◆ **Work to do**
Give an exact transcription of every line, dropping the images.

↓

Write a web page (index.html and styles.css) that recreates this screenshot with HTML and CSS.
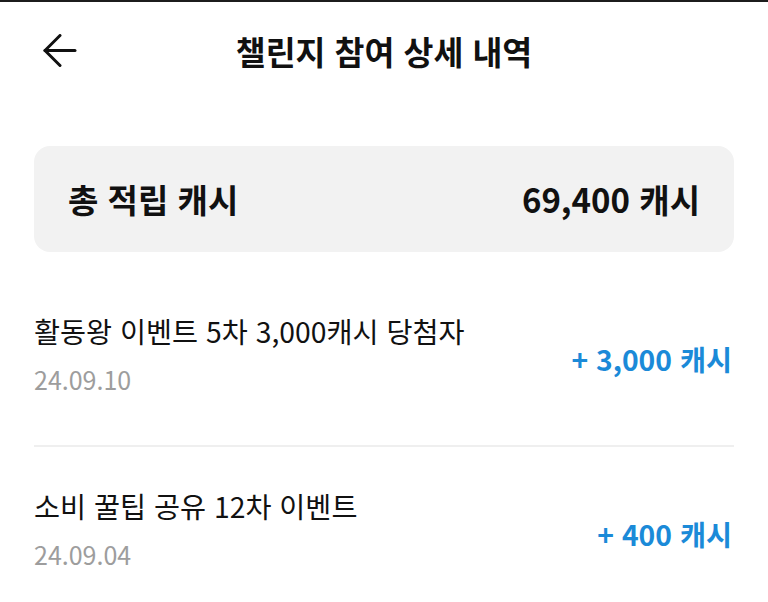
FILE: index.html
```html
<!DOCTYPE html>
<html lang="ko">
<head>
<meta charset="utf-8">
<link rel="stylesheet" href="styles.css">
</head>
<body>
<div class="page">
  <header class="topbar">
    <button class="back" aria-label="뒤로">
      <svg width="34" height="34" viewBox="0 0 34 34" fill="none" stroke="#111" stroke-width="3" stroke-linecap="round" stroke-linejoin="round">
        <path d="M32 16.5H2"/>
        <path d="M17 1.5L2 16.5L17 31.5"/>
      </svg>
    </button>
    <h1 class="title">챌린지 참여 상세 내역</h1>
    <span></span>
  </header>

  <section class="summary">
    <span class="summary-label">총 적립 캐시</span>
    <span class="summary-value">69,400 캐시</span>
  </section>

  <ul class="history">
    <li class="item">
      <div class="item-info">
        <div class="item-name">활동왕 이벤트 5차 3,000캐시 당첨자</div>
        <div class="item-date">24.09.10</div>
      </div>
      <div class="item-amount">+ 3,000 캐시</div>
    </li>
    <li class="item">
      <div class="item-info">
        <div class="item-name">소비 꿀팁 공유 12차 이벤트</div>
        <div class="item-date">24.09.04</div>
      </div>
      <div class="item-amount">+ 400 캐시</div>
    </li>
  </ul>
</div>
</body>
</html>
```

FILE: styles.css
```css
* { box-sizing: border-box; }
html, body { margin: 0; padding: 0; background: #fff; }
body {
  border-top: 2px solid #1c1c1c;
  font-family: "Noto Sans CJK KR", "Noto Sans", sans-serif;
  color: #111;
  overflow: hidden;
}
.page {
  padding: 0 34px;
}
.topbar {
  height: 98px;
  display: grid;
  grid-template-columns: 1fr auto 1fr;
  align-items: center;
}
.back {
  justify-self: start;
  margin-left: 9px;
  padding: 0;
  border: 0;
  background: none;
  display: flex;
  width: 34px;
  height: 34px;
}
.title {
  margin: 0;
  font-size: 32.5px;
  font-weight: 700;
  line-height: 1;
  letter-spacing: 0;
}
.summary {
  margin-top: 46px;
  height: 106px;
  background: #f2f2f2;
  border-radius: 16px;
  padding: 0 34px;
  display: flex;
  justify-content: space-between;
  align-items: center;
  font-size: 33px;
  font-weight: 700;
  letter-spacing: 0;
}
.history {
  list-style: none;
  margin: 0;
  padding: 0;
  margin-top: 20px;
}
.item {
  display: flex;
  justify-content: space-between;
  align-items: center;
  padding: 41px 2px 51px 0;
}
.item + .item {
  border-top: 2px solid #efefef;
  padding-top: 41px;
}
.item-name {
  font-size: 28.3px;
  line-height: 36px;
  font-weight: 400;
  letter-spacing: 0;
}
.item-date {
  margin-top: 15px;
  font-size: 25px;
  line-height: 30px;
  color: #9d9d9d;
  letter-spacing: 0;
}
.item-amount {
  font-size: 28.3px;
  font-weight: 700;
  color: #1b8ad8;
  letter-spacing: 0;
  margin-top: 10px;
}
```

↑

◆ **Solution for this exercise**
Write a web page (index.html and styles.css) that recreates this screenshot with HTML and CSS.
FILE: index.html
```html
<!DOCTYPE html>
<html lang="ko">
<head>
<meta charset="utf-8">
<link rel="stylesheet" href="styles.css">
</head>
<body>
<div class="page">
  <header class="topbar">
    <button class="back" aria-label="뒤로">
      <svg width="34" height="34" viewBox="0 0 34 34" fill="none" stroke="#111" stroke-width="3" stroke-linecap="round" stroke-linejoin="round">
        <path d="M32 16.5H2"/>
        <path d="M17 1.5L2 16.5L17 31.5"/>
      </svg>
    </button>
    <h1 class="title">챌린지 참여 상세 내역</h1>
    <span></span>
  </header>

  <section class="summary">
    <span class="summary-label">총 적립 캐시</span>
    <span class="summary-value">69,400 캐시</span>
  </section>

  <ul class="history">
    <li class="item">
      <div class="item-info">
        <div class="item-name">활동왕 이벤트 5차 3,000캐시 당첨자</div>
        <div class="item-date">24.09.10</div>
      </div>
      <div class="item-amount">+ 3,000 캐시</div>
    </li>
    <li class="item">
      <div class="item-info">
        <div class="item-name">소비 꿀팁 공유 12차 이벤트</div>
        <div class="item-date">24.09.04</div>
      </div>
      <div class="item-amount">+ 400 캐시</div>
    </li>
  </ul>
</div>
</body>
</html>
```

FILE: styles.css
```css
* { box-sizing: border-box; }
html, body { margin: 0; padding: 0; background: #fff; }
body {
  border-top: 2px solid #1c1c1c;
  font-family: "Noto Sans CJK KR", "Noto Sans", sans-serif;
  color: #111;
  overflow: hidden;
}
.page {
  padding: 0 34px;
}
.topbar {
  height: 98px;
  display: grid;
  grid-template-columns: 1fr auto 1fr;
  align-items: center;
}
.back {
  justify-self: start;
  margin-left: 9px;
  padding: 0;
  border: 0;
  background: none;
  display: flex;
  width: 34px;
  height: 34px;
}
.title {
  margin: 0;
  font-size: 32.5px;
  font-weight: 700;
  line-height: 1;
  letter-spacing: 0;
}
.summary {
  margin-top: 46px;
  height: 106px;
  background: #f2f2f2;
  border-radius: 16px;
  padding: 0 34px;
  display: flex;
  justify-content: space-between;
  align-items: center;
  font-size: 33px;
  font-weight: 700;
  letter-spacing: 0;
}
.history {
  list-style: none;
  margin: 0;
  padding: 0;
  margin-top: 20px;
}
.item {
  display: flex;
  justify-content: space-between;
  align-items: center;
  padding: 41px 2px 51px 0;
}
.item + .item {
  border-top: 2px solid #efefef;
  padding-top: 41px;
}
.item-name {
  font-size: 28.3px;
  line-height: 36px;
  font-weight: 400;
  letter-spacing: 0;
}
.item-date {
  margin-top: 15px;
  font-size: 25px;
  line-height: 30px;
  color: #9d9d9d;
  letter-spacing: 0;
}
.item-amount {
  font-size: 28.3px;
  font-weight: 700;
  color: #1b8ad8;
  letter-spacing: 0;
  margin-top: 10px;
}
```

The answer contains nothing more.